How Sound is Measured in Decibels

When you hear a loud noise, you most likely flinch as a reaction. If you have an excessively loud noise, you may even cover your ears. It’s a reflex action that results from both shock and irritation from such a loud noise invading your hearing. If you’re prepared for the oncoming loud noise, such as when you’re about to fire a weapon, you might only blink as a response. Regardless, noise levels can do some damage to your hearing if you aren’t wearing the proper protection.

 

Protection can be rated on decibel levels, but what exactly does that mean? For instance, how is sound even measured in decibels in the first place?

 

On the decibel sale, near silence is 0 dB. The scale can increase in increments of 10. For example, a sound about ten times louder than near silence is rated as 10 dB. A sound one hundred times louder would be 20 dB. A sound one thousand times louder would equate to 30 dB. This ratio can often confuse people who may think that 100 dB isn’t very loud overall, when in actuality it’s around the blare of a car horn.

 

A gunshot can rate around 140 dB, which means that it’s loud enough to require shooting hearing protection.

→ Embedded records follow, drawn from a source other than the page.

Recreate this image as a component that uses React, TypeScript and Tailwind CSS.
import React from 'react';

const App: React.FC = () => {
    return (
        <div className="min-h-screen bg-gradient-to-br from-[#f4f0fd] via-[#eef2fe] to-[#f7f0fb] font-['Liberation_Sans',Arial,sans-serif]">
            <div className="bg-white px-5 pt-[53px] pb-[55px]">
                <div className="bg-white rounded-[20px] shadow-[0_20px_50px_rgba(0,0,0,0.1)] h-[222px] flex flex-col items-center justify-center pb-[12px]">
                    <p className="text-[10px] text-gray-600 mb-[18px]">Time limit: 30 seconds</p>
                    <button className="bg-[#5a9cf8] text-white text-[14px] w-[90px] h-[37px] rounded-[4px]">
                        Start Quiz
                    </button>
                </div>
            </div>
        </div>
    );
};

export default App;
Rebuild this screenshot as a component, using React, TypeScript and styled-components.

Anything over 85 dB can result in hearing loss, and a gunshot can easily be close to double that figure. Hearing damage can also result from a prolonged exposure, which means that if you fire weapons on a consistent basis you are at a much greater risk for having hearing problems. A gunshot can even cause instant damage.

 

This translates to the fact that anytime you are firing a weapon that ear protection is of vital importance.